You will have to take a photo ID, such as driver's license or passport, and your social security card, or some other document that shows your social security number, to the creditors meeting. If you are not represented by an attorney, you will also need a copy of your bankruptcy petition. You may also need other documents, such as tax returns or transcripts, wage stubs, financial account statements, so be sure to call the trustee and ask specifically what will be needed.
Note: you can order your free transcripts from the IRS: Order A Transcript
You should review your bankruptcy papers in detail to ensure that everything is correct. If you found a mistake, you should amend the form as soon as possible, before the creditors meeting. Because several or many other debtors will be there for their meeting, you will probably have to wait until your interview—use that time to review your papers. You want to be able to answer any questions honestly and completely. If the trustee suspects that you are lying, then she will investigate your case with much greater diligence, which will probably delay or even prevent you from a getting a discharge.
Creditors Meeting (341 Meeting)
The creditors meeting is a meeting between you and any of your creditors if they decide to show up (hence, the name) and is presided over by the trustee. Most of them won't be there, but you must be there, for if you are not, your case will be dismissed and the automatic stay ended. If it is a joint filing, then both you and your spouse must attend the meeting.
The creditors meeting—also known as a 341 meeting after the section of the bankruptcy code that concerns it—gives your creditors a chance to ask you questions concerning your debt to them. Because there is little that a creditor can do about your bankruptcy, most of them don't show up, especially representatives from the major credit card companies and banks.

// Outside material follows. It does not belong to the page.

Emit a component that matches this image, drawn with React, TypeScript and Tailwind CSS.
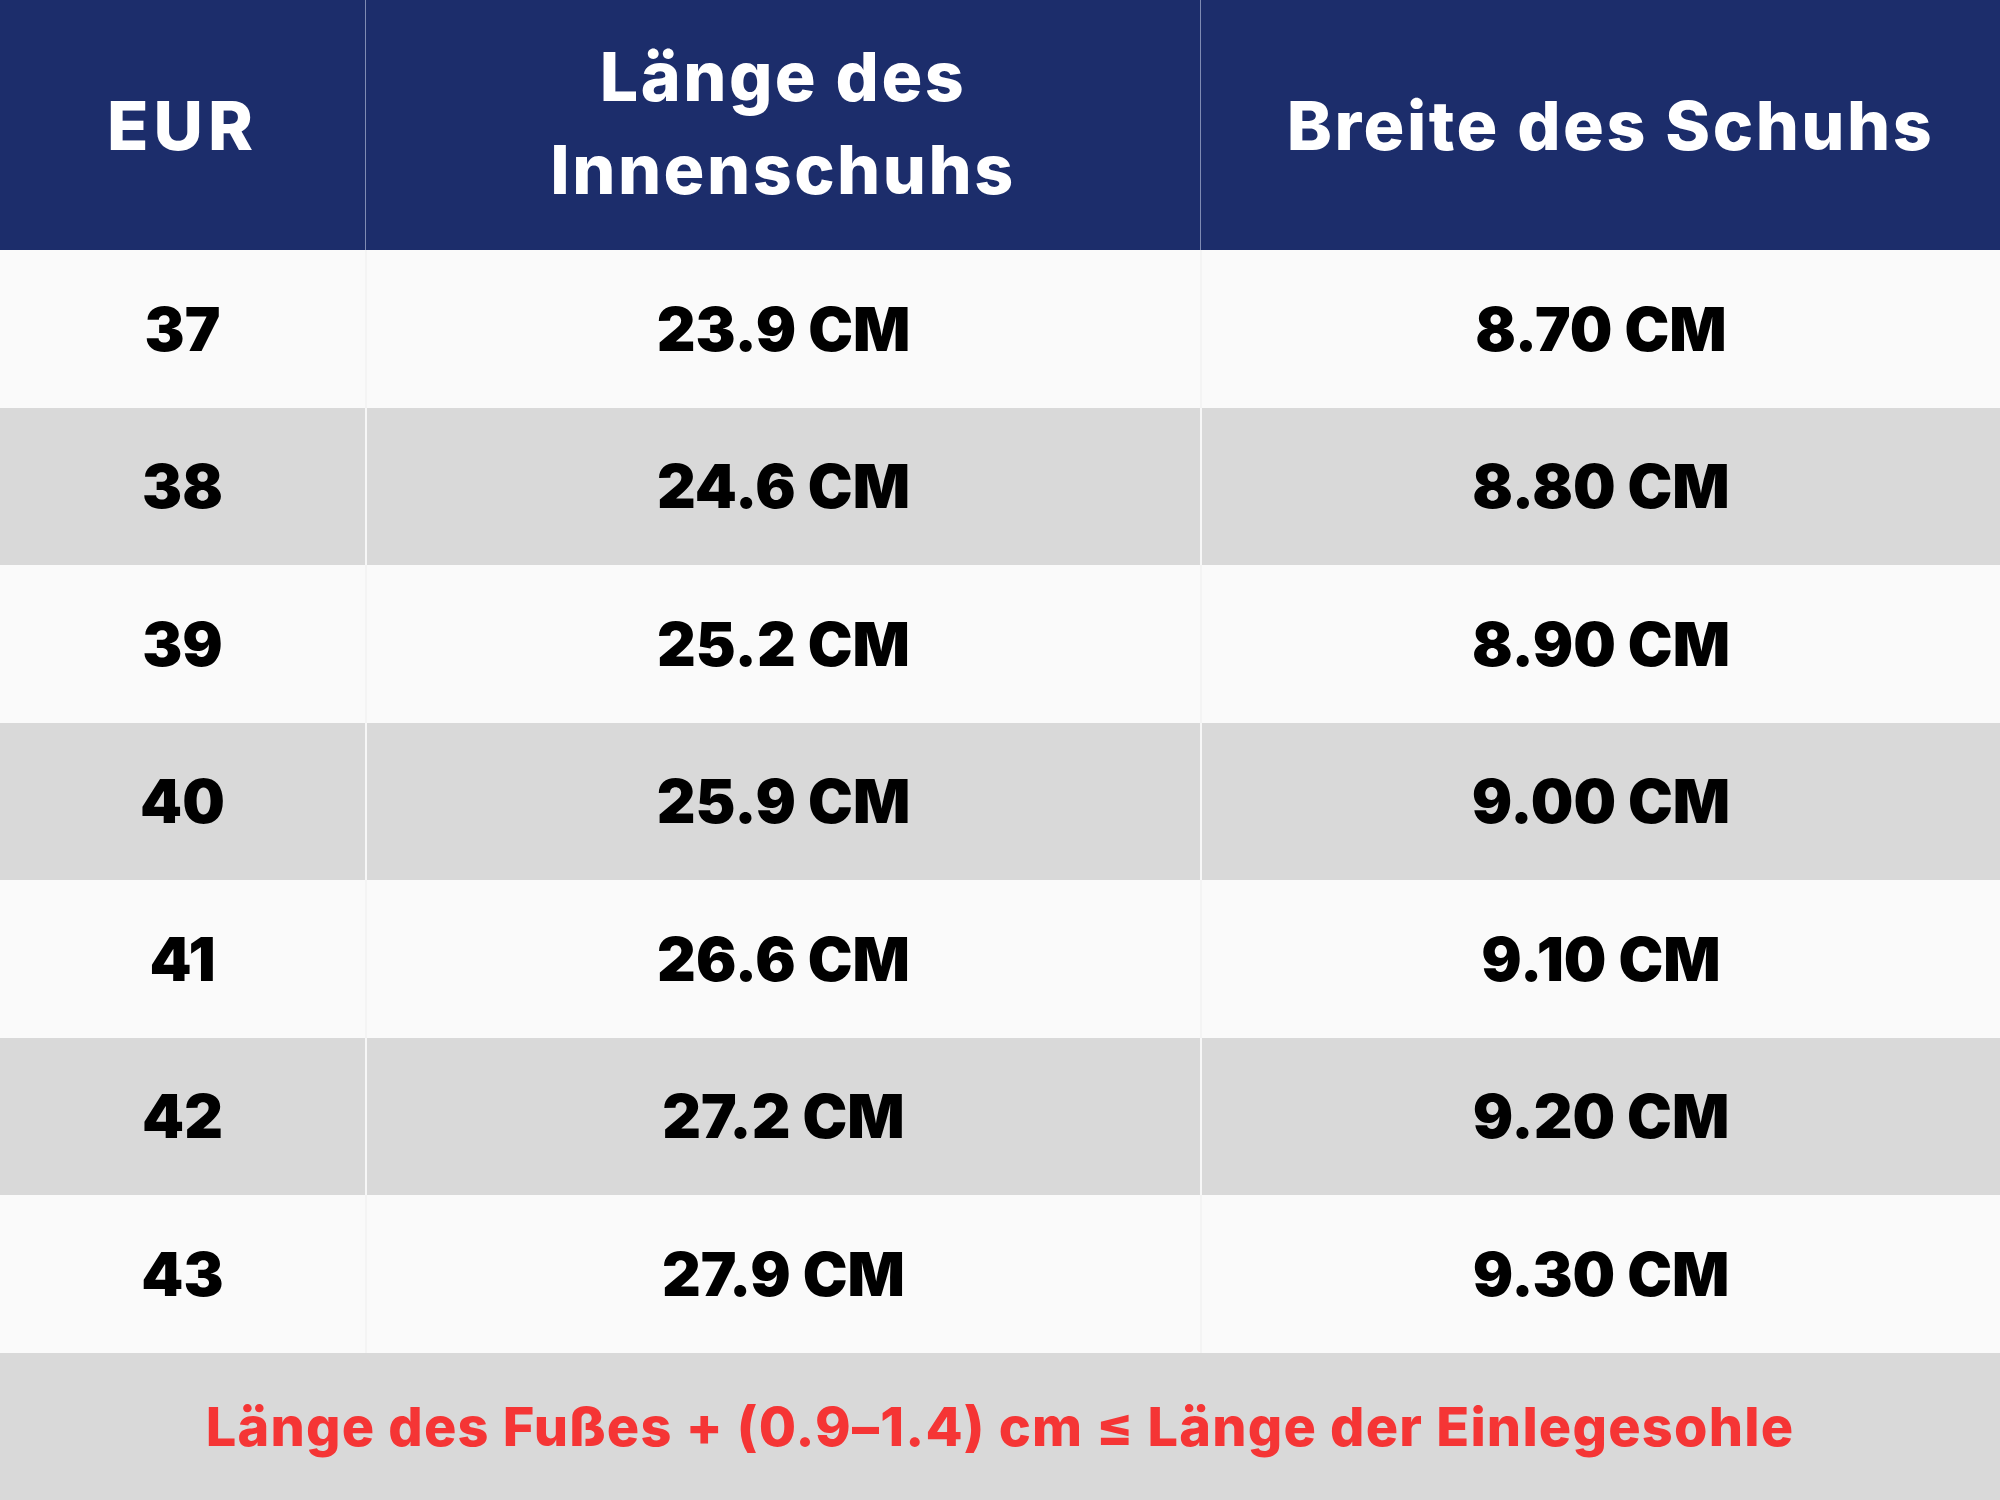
const rows = [
  ['37', '23.9 CM', '8.70 CM'],
  ['38', '24.6 CM', '8.80 CM'],
  ['39', '25.2 CM', '8.90 CM'],
  ['40', '25.9 CM', '9.00 CM'],
  ['41', '26.6 CM', '9.10 CM'],
  ['42', '27.2 CM', '9.20 CM'],
  ['43', '27.9 CM', '9.30 CM'],
];

export default function App() {
  return (
    <div
      className="w-[2000px] h-[1500px] flex flex-col bg-[#fafafa]"
      style={{ fontFamily: 'Inter, "Noto Sans", sans-serif' }}
    >
      {/* header */}
      <div className="h-[250px] grid grid-cols-[365px_1px_834px_1px_1fr] bg-[#1c2d6b] text-white font-extrabold tracking-[2.5px]">
        <div className="flex items-center justify-center text-[68px] tracking-[5px]">EUR</div>
        <div className="bg-[#7f8bb3]" />
        <div className="flex flex-col items-center justify-center text-[68px] leading-[93px] pb-[4px]">
          <span>Länge des</span>
          <span>Innenschuhs</span>
        </div>
        <div className="bg-[#7f8bb3]" />
        <div className="flex items-center justify-center text-[68px] pl-[20px]">Breite des Schuhs</div>
      </div>

      {/* body rows */}
      {rows.map(([eur, len, width], idx) => (
        <div
          key={eur}
          className={
            'h-[157.5px] grid grid-cols-[365px_2px_833px_2px_1fr] text-black font-black text-[60px] ' +
            (idx % 2 === 1 ? 'bg-[#d9d9d9]' : 'bg-[#fafafa]')
          }
        >
          <div className="flex items-center justify-center">{eur}</div>
          <div className={idx % 2 === 1 ? 'bg-[#f7f7f7]' : 'bg-[#f4f4f4]'} />
          <div className="flex items-center justify-center">{len}</div>
          <div className={idx % 2 === 1 ? 'bg-[#f7f7f7]' : 'bg-[#f4f4f4]'} />
          <div className="flex items-center justify-center">{width}</div>
        </div>
      ))}

      {/* footer note */}
      <div className="flex-1 flex items-center justify-center bg-[#d9d9d9] text-[#f53535] font-extrabold text-[54px] tracking-[1.2px]">
        Länge des Fußes + (0.9–1.4) cm ≤ Länge der Einlegesohle
      </div>
    </div>
  );
}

However, some local creditors might show up, especially if you ran a business that used local suppliers and services. Most of these creditors are small businesses and many of them do not realize that there is little they can do other than ask you questions.
The trustee will most certainly ask you questions. Most of these questions will concern your income, assets, whether you will receive an inheritance, insurance proceeds, or other income in the near future, and whether you read and verified all of the information entered into the bankruptcy forms that you filed. (This is asked because most filers use attorneys, who enter most of the information into the forms by asking you questions or using your credit reports for information on your debts.) The trustee will also ask any questions to resolve either inconsistent or incomplete information in your bankruptcy petition.

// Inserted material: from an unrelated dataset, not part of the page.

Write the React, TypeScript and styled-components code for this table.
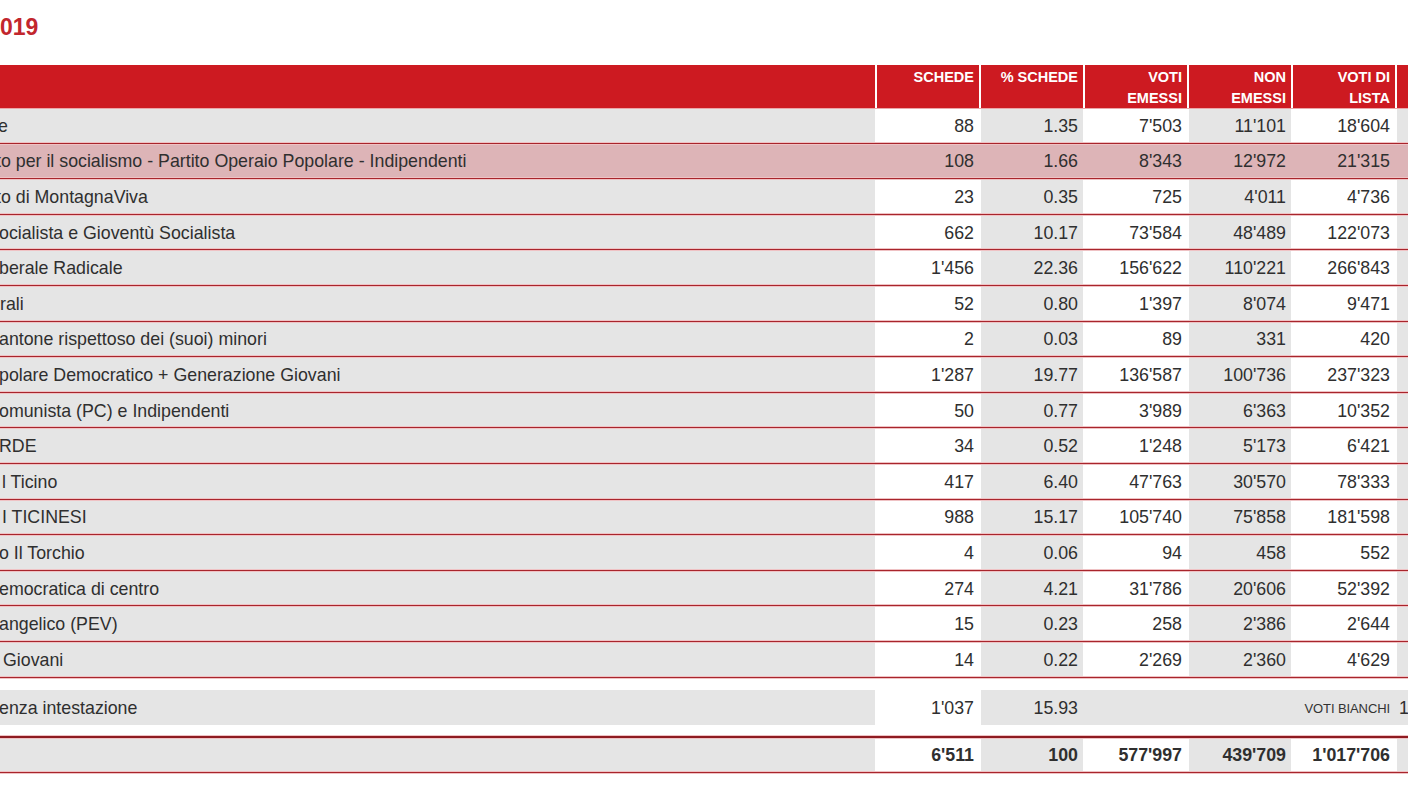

In a no-asset case, the trustee probably isn't going to ask too many questions, unless the information that you provided is suspect. In fact, your meeting with the trustee will probably last only about 5 minutes or less, simply because the trustee only gets $60 of your $299 filing fee, so it would not be profitable for her to spend a long time questioning you unless she thinks that you are hiding assets or that you have not been honest. Furthermore, there are usually 10, 20 or more other bankruptcy petitioners in the same room with you that she must also interview about their cases. Usually, several of the filers are represented by the same attorney, so the trustee will have each attorney come up for the interview, and then, each of the attorney's clients will come up sequentially to be interviewed. This is done so that the attorney can have all of their papers ready at one time—the attorney remains seated with the trustee until all of his clients have been interviewed.
Continuation of the Creditors Meeting
The trustee may ask for some documents that you didn't bring along. In most cases, the trustee will permit you to mail the documents. But in other cases, especially if the trustee believes that you have been dishonest, she may request that you return to another meeting so that you can bring documents along to verify some of your statements.
In a joint filing, both spouses must appear, but if the trustee requires a continuation of the session at a later date, then ask if both of you must come back, or if one of you is sufficient.
After the Close of the Creditors Meeting
The conclusion of the creditors meeting also begins time periods when certain actions must be performed. You must take a personal financial management course within 45 days after the creditors meeting. Your creditors have 60 days to object to the discharge of their debts, and, if your case is an asset case, to file any claims.
Both the creditors and the trustee have up to 30 days to object to any exemptions that you claimed.
Note, however, that the creditors meeting is only considered closed when the trustee notes it on the court docket. Unless, it is so noted, the creditors meeting is still considered open, giving both the trustee and creditors an unlimited amount of time to file objections. So make sure that the creditors meeting was properly closed. If it is not, notify the trustee.
Statement of Intention
The Statement of Intention is the form that you must fill out to inform the court and your creditors which of the 3 options—surrender, redeem, or reaffirm—that you intend to do for each secured item. The automatic stay will be lifted for secured debt if the Statement of Intention is not filed within 30 days after filing for bankruptcy, or you don't follow through with the plan within 45 days after the creditors meeting.
About 3 months after the creditors meeting, you should receive a discharge notice in the mail if you have satisfied all of the requirements. If you signed a Reaffirmation Agreement and you are not represented by an attorney, you will probably have to attend a discharge hearing, when the judge will ask you if you really understand the Reaffirmation Agreement and if you still want to accept it. You should then receive your discharge notice in the mail within 1 month of the hearing.